In response to reports of an invasion by the Eight Nation Alliance of American, Austro-Hungarian, British, French, German, Italian, Japanese, and Russian troops to lift the siege, the initially hesitant Empress Dowager Cixi supported the Boxers and on June 21 issued an Imperial Decree declaring war on the foreign powers. Diplomats, foreign civilians, and soldiers as well as Chinese Christians in the Legation Quarter were besieged for 55 days by the Imperial Army of China and the Boxers. Chinese officialdom was split between those supporting the Boxers and those favoring conciliation, led by Prince Qing. The supreme commander of the Chinese forces, the Manchu General Ronglu (Junglu), later claimed he acted to protect the foreigners. Officials in the Mutual Protection of Southeast China ignored the imperial order to fight against foreigners.

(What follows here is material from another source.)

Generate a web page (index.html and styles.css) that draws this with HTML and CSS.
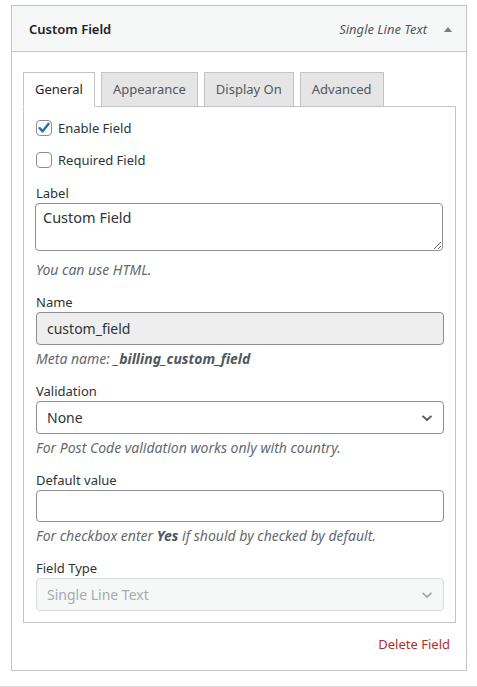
FILE: index.html
```html
<!DOCTYPE html>
<html lang="en">
<head>
<meta charset="utf-8">
<title>Custom Field</title>
<link rel="stylesheet" href="styles.css">
</head>
<body>
<div class="box">
  <div class="box-head">
    <span class="box-title">Custom Field</span>
    <span class="box-type">Single Line Text</span>
    <svg class="toggle" width="10" height="6" viewBox="0 0 10 6"><path d="M1 6 L5 1 L9 6 Z" fill="#787c82"/></svg>
  </div>
  <div class="box-body">
    <div class="tabs">
      <div class="tab active">General</div>
      <div class="tab">Appearance</div>
      <div class="tab">Display On</div>
      <div class="tab">Advanced</div>
    </div>
    <div class="panel">
      <label class="check-row">
        <span class="cbox"><svg width="16" height="16" viewBox="0 0 16 16"><path d="M3.6 8.2 L6.6 11.3 L12.6 3.8" fill="none" stroke="#2271b1" stroke-width="2.4" stroke-linecap="round" stroke-linejoin="round"/></svg></span>
        <span>Enable Field</span>
      </label>
      <label class="check-row">
        <span class="cbox"></span>
        <span>Required Field</span>
      </label>

      <div class="field first">
        <div class="lbl">Label</div>
        <textarea class="ctl area">Custom Field</textarea>
        <div class="help after-area">You can use HTML.</div>
      </div>

      <div class="field">
        <div class="lbl">Name</div>
        <div class="ctl input readonly">custom_field</div>
        <div class="help">Meta name: <strong>_billing_custom_field</strong></div>
      </div>

      <div class="field">
        <div class="lbl">Validation</div>
        <div class="ctl input select">
          <span>None</span>
          <svg width="12" height="8" viewBox="0 0 12 8"><path d="M1.5 1.8 L6 6 L10.5 1.8" fill="none" stroke="#50575e" stroke-width="1.8"/></svg>
        </div>
        <div class="help">For Post Code validation works only with country.</div>
      </div>

      <div class="field">
        <div class="lbl">Default value</div>
        <div class="ctl input short"></div>
        <div class="help">For checkbox enter <strong>Yes</strong> if should by checked by default.</div>
      </div>

      <div class="field">
        <div class="lbl">Field Type</div>
        <div class="ctl input select disabled">
          <span>Single Line Text</span>
          <svg width="12" height="8" viewBox="0 0 12 8"><path d="M1.5 1.8 L6 6 L10.5 1.8" fill="none" stroke="#a7aaad" stroke-width="1.8"/></svg>
        </div>
      </div>
    </div>
    <div class="actions"><a class="delete" href="#">Delete Field</a></div>
  </div>
</div>
<div class="next-line"></div>
</body>
</html>
```

FILE: styles.css
```css
* { box-sizing: border-box; }
html, body { margin: 0; padding: 0; background: #fff; }
body {
  font-family: "Noto Sans", "Open Sans", sans-serif;
  font-size: 13px;
  color: #2c3338;
  padding-top: 5px;
}
.box {
  width: 456px;
  margin-left: 11px;
  border: 1px solid #c3c4c7;
  background: #fff;
}
.box-head {
  height: 46px;
  background: #f6f7f7;
  border-bottom: 1px solid #c3c4c7;
  display: flex;
  align-items: center;
  padding: 0 13px 0 17px;
}
.box-title {
  font-weight: 600;
  font-size: 13px;
  color: #1d2327;
  flex: 1;
}
.box-type {
  font-style: italic;
  font-size: 13px;
  color: #50575e;
  margin-right: 16px;
}
.toggle { display: block; }
.box-body {
  padding: 20px 10px 16px 11px;
}
.tabs {
  display: flex;
  gap: 6px;
  margin-bottom: -1px;
  position: relative;
}
.tab {
  height: 35px;
  line-height: 33px;
  padding: 0 11px;
  border: 1px solid #c3c4c7;
  background: #e5e5e5;
  color: #50575e;
  font-size: 13px;
}
.tab.active {
  background: #fff;
  border-bottom-color: #fff;
  color: #1d2327;
}
.panel {
  border: 1px solid #c3c4c7;
  padding: 11px 11px 11px 12px;
}
.check-row {
  display: flex;
  align-items: center;
  gap: 6px;
  height: 20px;
  margin-bottom: 12px;
  color: #2c3338;
}
.cbox {
  width: 16px;
  height: 16px;
  border: 1px solid #8c8f94;
  border-radius: 4px;
  background: #fff;
  display: flex;
  align-items: center;
  justify-content: center;
  flex: none;
}
.cbox svg { display: block; margin: -1px; }
.field { margin-top: 12px; }
.field.first { margin-top: 13px; }
.lbl {
  line-height: 20px;
  color: #2c3338;
}
.ctl {
  display: block;
  width: 100%;
  border: 1px solid #8c8f94;
  border-radius: 4px;
  background: #fff;
  font-family: inherit;
  font-size: 14px;
  color: #2c3338;
}
.area {
  height: 48px;
  padding: 3px 7px;
  line-height: 20px;
  font-size: 14.5px;
  resize: vertical;
  margin-left: -1px;
}
.input {
  height: 33px;
  line-height: 31px;
  padding: 0 10px;
}
.input.short { height: 32px; }
.readonly {
  background: #eeeeee;
}
.select {
  display: flex;
  align-items: center;
  justify-content: space-between;
  padding: 0 10px 0 10px;
  color: #2c3338;
}
.select svg { display: block; }
.select.disabled {
  background: #f6f7f7;
  border-color: #dcdcde;
  color: #a7aaad;
}
.help {
  margin-top: 4px;
  line-height: 20px;
  font-size: 14px;
  font-style: italic;
  color: #646970;
}
.help.after-area { margin-top: 9px; }
.help strong { font-weight: 700; color: #50575e; }
.actions {
  text-align: right;
  padding: 11px 6px 0 0;
  line-height: 20px;
}
.delete {
  color: #b32d2e;
  text-decoration: none;
  font-size: 13px;
}
.next-line {
  margin-top: 15px;
  border-top: 1px solid #dcdcde;
}
```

The Eight-Nation Alliance, after being initially turned back, brought 20,000 armed troops to China, defeated the Imperial Army, and arrived at Peking on August 14, relieving the siege of the Legations. Uncontrolled plunder of the capital and the surrounding countryside ensued, along with summary execution of those suspected of being Boxers. The Boxer Protocol of 7 September 1901 provided for the execution of government officials who had supported the Boxers, provisions for foreign troops to be stationed in Beijing, and 450 million taels of silver—approximately $10 billion at 2018 silver prices and more than the government’s annual tax revenue—to be paid as indemnity over the course of the next 39 years to the eight nations involved.
Born On This Day
1870 – Clara Immerwahr, Jewish-German chemist and academic (d. 1915)
Clara Helene Immerwahr (21 June 1870 – 2 May 1915) was a German chemist. She was the first woman to be awarded a doctorate in chemistry in Germany, and is credited with being a pacifist as well as a women’s rights activist. From 1901 until her suicide in 1915, she was married to the Nobel Prize-winning chemist Fritz Haber.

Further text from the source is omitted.